■ WHAT YOU WILL DO ■
In this exercise, return the whole listing exactly, excluding any images.

■ INFORMATION PROVIDED ■
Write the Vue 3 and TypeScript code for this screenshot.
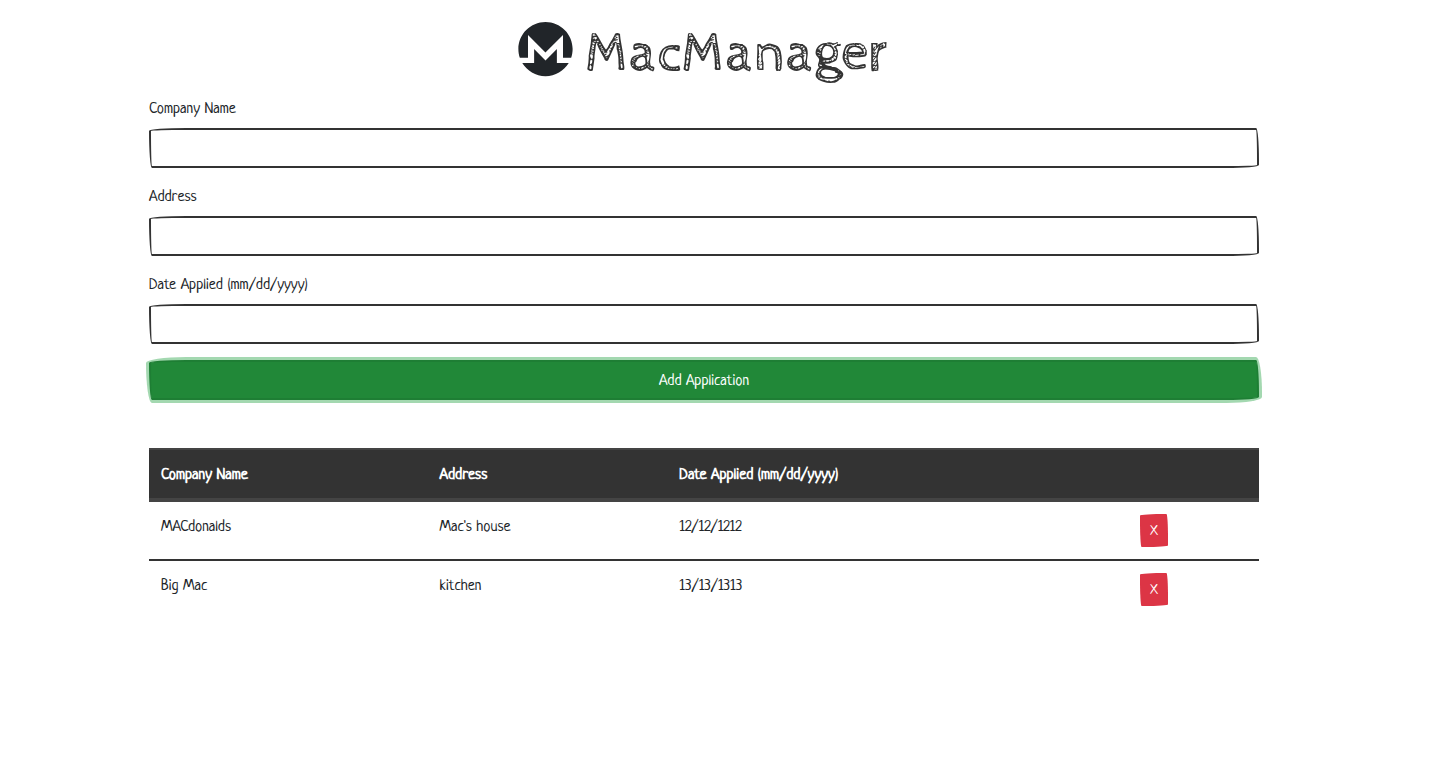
<script setup lang="ts">
import { ref } from 'vue'

interface Application {
  company: string
  address: string
  date: string
}

const company = ref('')
const address = ref('')
const date = ref('')

const applications = ref<Application[]>([
  { company: 'MACdonalds', address: "Mac's house", date: '12/12/1212' },
  { company: 'Big Mac', address: 'kitchen', date: '13/13/1313' },
])

function addApplication() {
  if (!company.value) return
  applications.value.push({ company: company.value, address: address.value, date: date.value })
  company.value = ''
  address.value = ''
  date.value = ''
}

function removeApplication(index: number) {
  applications.value.splice(index, 1)
}
</script>

<template>
  <main class="page">
    <div class="container">
      <h1 class="brand">
        <svg class="brand-icon" viewBox="0 0 496 512" aria-hidden="true">
          <path
            fill="currentColor"
            d="M352 384h108.4C417 455.9 338.1 504 248 504S79 455.9 35.6 384H144V256.2L248 361l104-105v128zM88 336V128l159.4 159.4L408 128v208h74.8c8.5-25.1 13.2-52 13.2-80C496 119 385 8 248 8S0 119 0 256c0 28 4.6 54.9 13.2 80H88z"
          />
        </svg>
        <span class="brand-name">MacManager</span>
      </h1>

      <form @submit.prevent="addApplication">
        <div class="field">
          <label for="company">Company Name</label>
          <input id="company" v-model="company" type="text" />
        </div>
        <div class="field">
          <label for="address">Address</label>
          <input id="address" v-model="address" type="text" />
        </div>
        <div class="field">
          <label for="date">Date Applied (mm/dd/yyyy)</label>
          <input id="date" v-model="date" type="text" />
        </div>
        <button class="add" type="submit">Add Application</button>
      </form>

      <table class="list">
        <colgroup>
          <col class="col-company" />
          <col class="col-address" />
          <col class="col-date" />
          <col />
        </colgroup>
        <thead>
          <tr>
            <th scope="col">Company Name</th>
            <th scope="col">Address</th>
            <th scope="col">Date Applied (mm/dd/yyyy)</th>
            <th></th>
          </tr>
        </thead>
        <tbody>
          <tr v-for="(item, index) in applications" :key="index">
            <td>{{ item.company }}</td>
            <td>{{ item.address }}</td>
            <td>{{ item.date }}</td>
            <td class="action">
              <button class="remove" type="button" @click="removeApplication(index)">X</button>
            </td>
          </tr>
        </tbody>
      </table>
    </div>
  </main>
</template>

<style>
body {
  background: #fff;
}
</style>

<style scoped>
* {
  box-sizing: border-box;
}

.page {
  padding: 16px 38px 16px 0;
  color: #212529;
  font-family: Neucha, 'Liberation Sans Narrow', Lato, sans-serif;
  font-size: 16px;
  line-height: 24px;
}

.container {
  max-width: 1140px;
  margin: 0 auto;
  padding: 0 15px;
}

.brand {
  display: flex;
  justify-content: center;
  align-items: flex-start;
  gap: 12px;
  margin: 0;
  height: 82px;
  font-family: 'Cabin Sketch', Lato, sans-serif;
  font-size: 56px;
  font-weight: 400;
  line-height: 76px;
}

.brand-icon {
  width: 55px;
  height: 56px;
  margin-top: 5px;
}

.brand-name {
  color: #333;
}

.field {
  margin-bottom: 18px;
}

.field label {
  display: block;
  margin-bottom: 6px;
}

.field input {
  display: block;
  width: 100%;
  height: 40px;
  padding: 8px 12px 4px;
  border: 2px solid #333;
  border-radius: 255px 20px 225px 20px / 20px 225px 20px 255px;
  background: #fff;
  color: #333;
  font: inherit;
}

.add {
  display: block;
  width: 100%;
  height: 40px;
  margin-top: -2px;
  margin-bottom: 48px;
  padding: 8px 12px 4px;
  border: 2px solid #1e7e34;
  border-radius: 255px 20px 225px 20px / 20px 225px 20px 255px;
  background: #218838;
  box-shadow: 0 0 0 3px #a3d8b0;
  color: #fff;
  font: inherit;
  line-height: 24px;
}

.list {
  width: 100%;
  table-layout: fixed;
  border-spacing: 0;
}

.col-company {
  width: 25.1%;
}

.col-address {
  width: 21.6%;
}

.col-date {
  width: 41.5%;
}

.list th,
.list td {
  padding: 14px 12px 10px;
  text-align: left;
  vertical-align: top;
}

.list .action {
  padding: 12px;
}

.list th {
  height: 54px;
  border-top: 2px solid #444;
  border-bottom: 4px solid #444;
  background: #333;
  color: #fff;
  font-weight: 700;
}

.list tbody tr + tr td {
  border-top: 2px solid #333;
}

.remove {
  display: block;
  width: 28px;
  height: 33px;
  padding: 2px 0 0;
  border: 2px solid #dc3545;
  border-radius: 255px 15px 225px 15px / 15px 225px 15px 255px;
  background: #dc3545;
  color: #fff;
  font: inherit;
  font-size: 14px;
  line-height: 21px;
}
</style>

■ RESULT OF THE EXERCISE ■
Write the Vue 3 and TypeScript code for this screenshot.
<script setup lang="ts">
import { ref } from 'vue'

interface Application {
  company: string
  address: string
  date: string
}

const company = ref('')
const address = ref('')
const date = ref('')

const applications = ref<Application[]>([
  { company: 'MACdonalds', address: "Mac's house", date: '12/12/1212' },
  { company: 'Big Mac', address: 'kitchen', date: '13/13/1313' },
])

function addApplication() {
  if (!company.value) return
  applications.value.push({ company: company.value, address: address.value, date: date.value })
  company.value = ''
  address.value = ''
  date.value = ''
}

function removeApplication(index: number) {
  applications.value.splice(index, 1)
}
</script>

<template>
  <main class="page">
    <div class="container">
      <h1 class="brand">
        <svg class="brand-icon" viewBox="0 0 496 512" aria-hidden="true">
          <path
            fill="currentColor"
            d="M352 384h108.4C417 455.9 338.1 504 248 504S79 455.9 35.6 384H144V256.2L248 361l104-105v128zM88 336V128l159.4 159.4L408 128v208h74.8c8.5-25.1 13.2-52 13.2-80C496 119 385 8 248 8S0 119 0 256c0 28 4.6 54.9 13.2 80H88z"
          />
        </svg>
        <span class="brand-name">MacManager</span>
      </h1>

      <form @submit.prevent="addApplication">
        <div class="field">
          <label for="company">Company Name</label>
          <input id="company" v-model="company" type="text" />
        </div>
        <div class="field">
          <label for="address">Address</label>
          <input id="address" v-model="address" type="text" />
        </div>
        <div class="field">
          <label for="date">Date Applied (mm/dd/yyyy)</label>
          <input id="date" v-model="date" type="text" />
        </div>
        <button class="add" type="submit">Add Application</button>
      </form>

      <table class="list">
        <colgroup>
          <col class="col-company" />
          <col class="col-address" />
          <col class="col-date" />
          <col />
        </colgroup>
        <thead>
          <tr>
            <th scope="col">Company Name</th>
            <th scope="col">Address</th>
            <th scope="col">Date Applied (mm/dd/yyyy)</th>
            <th></th>
          </tr>
        </thead>
        <tbody>
          <tr v-for="(item, index) in applications" :key="index">
            <td>{{ item.company }}</td>
            <td>{{ item.address }}</td>
            <td>{{ item.date }}</td>
            <td class="action">
              <button class="remove" type="button" @click="removeApplication(index)">X</button>
            </td>
          </tr>
        </tbody>
      </table>
    </div>
  </main>
</template>

<style>
body {
  background: #fff;
}
</style>

<style scoped>
* {
  box-sizing: border-box;
}

.page {
  padding: 16px 38px 16px 0;
  color: #212529;
  font-family: Neucha, 'Liberation Sans Narrow', Lato, sans-serif;
  font-size: 16px;
  line-height: 24px;
}

.container {
  max-width: 1140px;
  margin: 0 auto;
  padding: 0 15px;
}

.brand {
  display: flex;
  justify-content: center;
  align-items: flex-start;
  gap: 12px;
  margin: 0;
  height: 82px;
  font-family: 'Cabin Sketch', Lato, sans-serif;
  font-size: 56px;
  font-weight: 400;
  line-height: 76px;
}

.brand-icon {
  width: 55px;
  height: 56px;
  margin-top: 5px;
}

.brand-name {
  color: #333;
}

.field {
  margin-bottom: 18px;
}

.field label {
  display: block;
  margin-bottom: 6px;
}

.field input {
  display: block;
  width: 100%;
  height: 40px;
  padding: 8px 12px 4px;
  border: 2px solid #333;
  border-radius: 255px 20px 225px 20px / 20px 225px 20px 255px;
  background: #fff;
  color: #333;
  font: inherit;
}

.add {
  display: block;
  width: 100%;
  height: 40px;
  margin-top: -2px;
  margin-bottom: 48px;
  padding: 8px 12px 4px;
  border: 2px solid #1e7e34;
  border-radius: 255px 20px 225px 20px / 20px 225px 20px 255px;
  background: #218838;
  box-shadow: 0 0 0 3px #a3d8b0;
  color: #fff;
  font: inherit;
  line-height: 24px;
}

.list {
  width: 100%;
  table-layout: fixed;
  border-spacing: 0;
}

.col-company {
  width: 25.1%;
}

.col-address {
  width: 21.6%;
}

.col-date {
  width: 41.5%;
}

.list th,
.list td {
  padding: 14px 12px 10px;
  text-align: left;
  vertical-align: top;
}

.list .action {
  padding: 12px;
}

.list th {
  height: 54px;
  border-top: 2px solid #444;
  border-bottom: 4px solid #444;
  background: #333;
  color: #fff;
  font-weight: 700;
}

.list tbody tr + tr td {
  border-top: 2px solid #333;
}

.remove {
  display: block;
  width: 28px;
  height: 33px;
  padding: 2px 0 0;
  border: 2px solid #dc3545;
  border-radius: 255px 15px 225px 15px / 15px 225px 15px 255px;
  background: #dc3545;
  color: #fff;
  font: inherit;
  font-size: 14px;
  line-height: 21px;
}
</style>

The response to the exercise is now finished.